Later implementations of virtual machines have provided for certain references between objects to be marked as weak. In finding paths from root objects during garbage collection, weak references are not counted, and so objects only reachable through paths containing weak references can be reclaimed. In other words, at least one strong reference is required to maintain an object. In Java this mechanism is implemented in the package java.lang.reference.
These languages have enabled and fostered the implementation of systems in which independently developed collections of objects can operate within the same system and interact. The objects can be brought into interaction through a variety of techniques. For example, specific code may be written to the independently developed objects together. Alternatively, a visual programming paradigm may be used to allow “power users” to assemble applications from a toolkit of objects. More recently, systems have been developed which provide frameworks for discovery of other objects based on their characteristics.

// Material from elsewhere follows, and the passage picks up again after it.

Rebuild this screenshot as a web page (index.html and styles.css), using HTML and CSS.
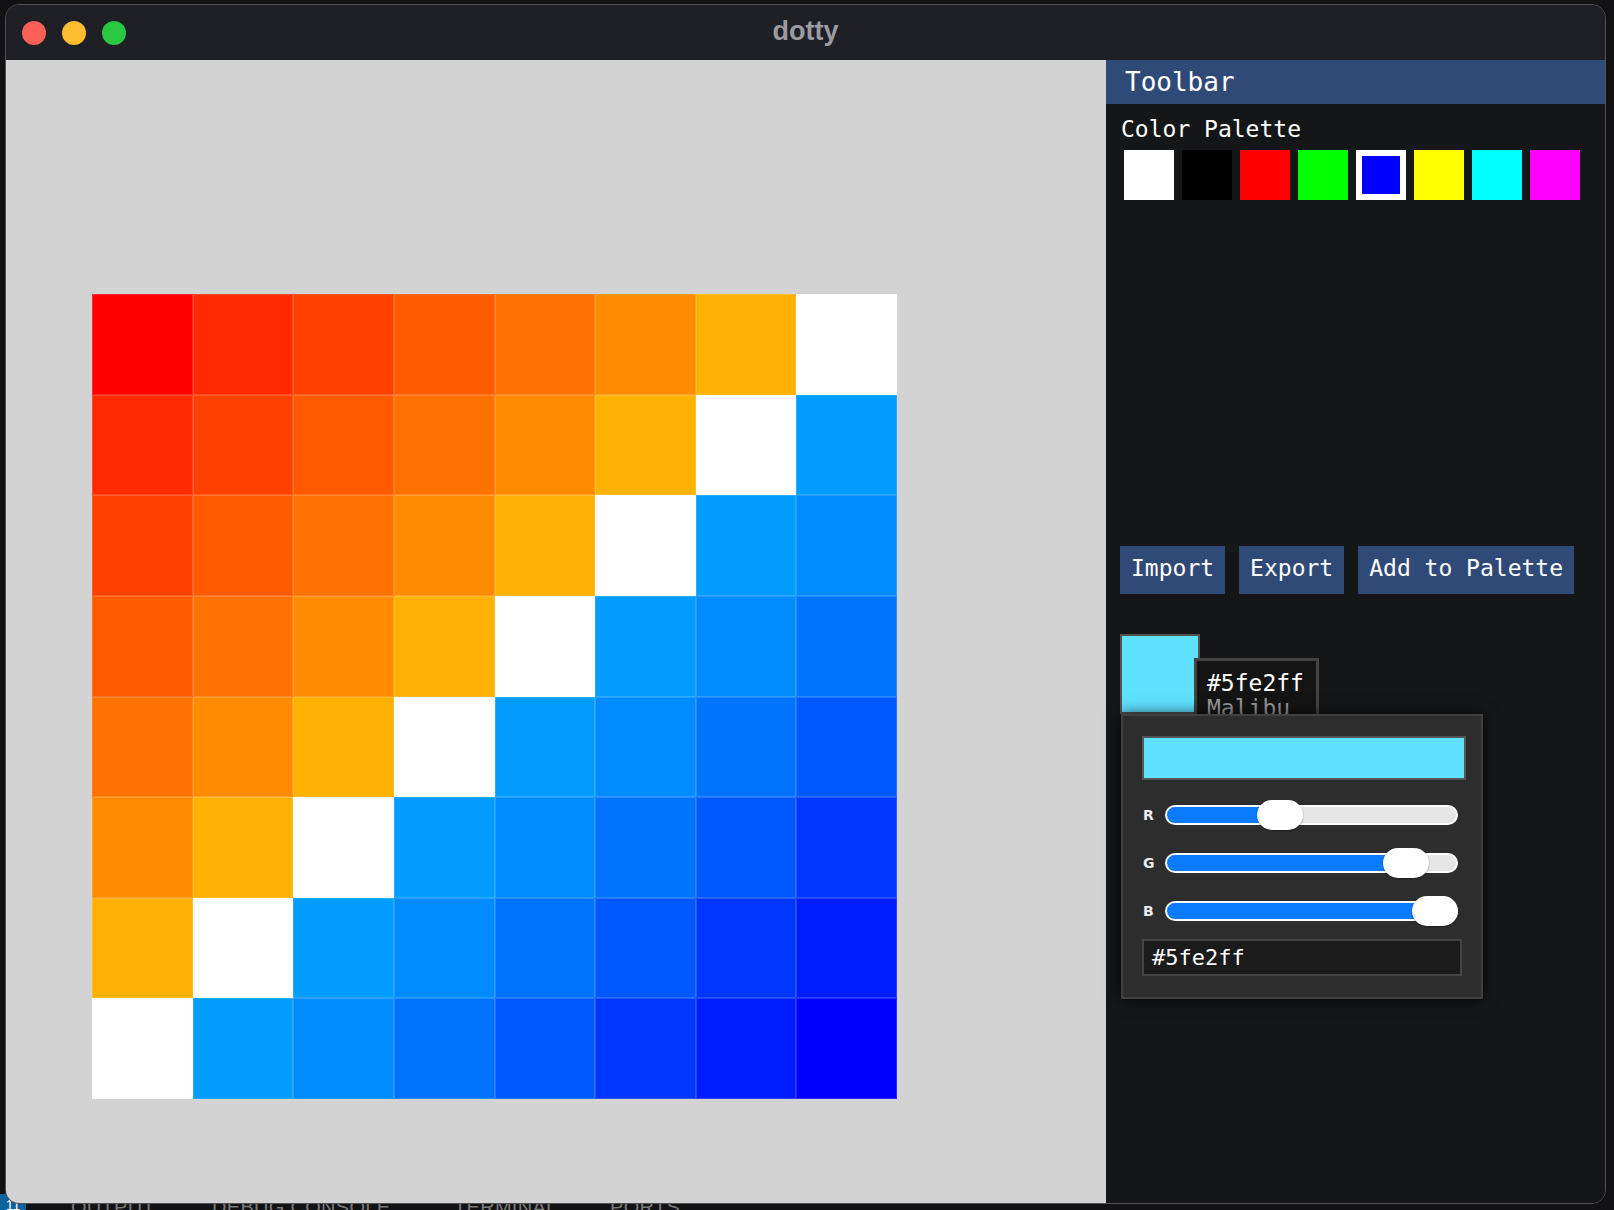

Two such frameworks that are of interest in understanding the current invention are OSGi™ and Jini™. The OSGi framework supports the interaction of independently developed collections of objects. Such collections are termed “bundles” in the OSGi architecture. OSGi bundles may be manually configured using properties. OSGi also provides discovery mechanisms for bundles based on bundles publishing one or more “service interfaces.” One of the primary goals of the OSGi framework is to allow bundles to be independently installed, started, stopped, and removed. The success in attaining this goal, however, depends on the details of how the bundles are written.
Problems arise in the OSGi architecture because a bundle which obtains services from a second bundle logically owns objects related to those services, but the objects in question are physically associated with the second bundle. If the first bundle maintains references to these objects, the second bundle will not be able to completely unload when required because the virtual machine will maintain some of its objects.
Many of the common techniques in object oriented design give rise to such references. For example, a commonly used technique called the listener pattern allows for objects to register interest in receiving events relevant to another object. One of the first implementations of the listener patters was the object dependency mechanism implemented in the Smalltalk-80 language. In the Smalltalk-80 language, any object could have a list of dependants (listeners). Because many objects did not have dependents, Smalltalk-80 objects did not in general maintain direct references to their listeners. Instead, a central registry was provided which associated a list of dependents with each object that had dependents.
This implementation conserves resources because of the sparse use of dependency. However, this implementation causes a problem in that establishing a dependency relationship causes references from a root object (the dependency registry) to both the object and each of its dependents. Unless dependency relations are explicitly broken, such objects will never be reclaimed. Later implementations used weak references in the registry. This solved the problem, but also was incompatible with applications which solely used the dependents registry to keep objects “alive.”
The OSGi framework uses the listener pattern to allow objects to receive events about the coming and going of service registrations. The OSGi architects soon realized that this causes the same kind of problems with “zombie” references as did the Smalltalk-80 dependents mechanism. Because of this, the architects introduced a new pattern called “Whiteboard” which uses OSGi service registry as a way of implementing listener registration. While this solves the immediate problem of the listener pattern, it does not solve the general problem of providing loosely coupled object references between bundles. The present invention addresses this more general problem.
The JINI™ framework provides mechanisms for Java objects to discover each other and interact over a network. The JINI framework needed to address the problems of partial hardware failures and communication channel failures. In JINI, unlike the case in the OSGi framework, the different objects are located in different physical machines and communicate over unreliable links. Failure modes include failure of a remote machine or disruption of communications. To address this problem, JINI uses a pattern called leasing. In this pattern, when an object requests a service such as listener registration, or transaction initiations from a second object, the interaction is represented by a lease object returned as a result of the request for service initiation. The lease includes an explicit time for termination, which is negotiated between the two objects. The first object requests a time interval, and the second may either agree, reduce the time interval, or decline entirely. The client may request extension of the lease prior to its termination, subject to the same negotiation over the extension period. The benefit of the leasing pattern is that if a partial failure occurs, both client and server can release any resources associated with the interaction when the lease expires, without need for further communication.
The leasing pattern, while ideally suited for distributed systems with partial failure behavior is unnecessarily complicated and undesirable in the typical OSGi framework which runs in a single hardware environment. For example, in the absence of partial hardware or communication failures, there is no need for lease renewal.
Thus, it would be beneficial to have an apparatus and method for detecting and recovering from software failures in one of a pair of communicating modules/bundles in a single hardware environment. In addition, it would be beneficial to have an apparatus and method for handling intentional stopping or removal of one or more modules/bundles by a third party, e.g., an operator interface application.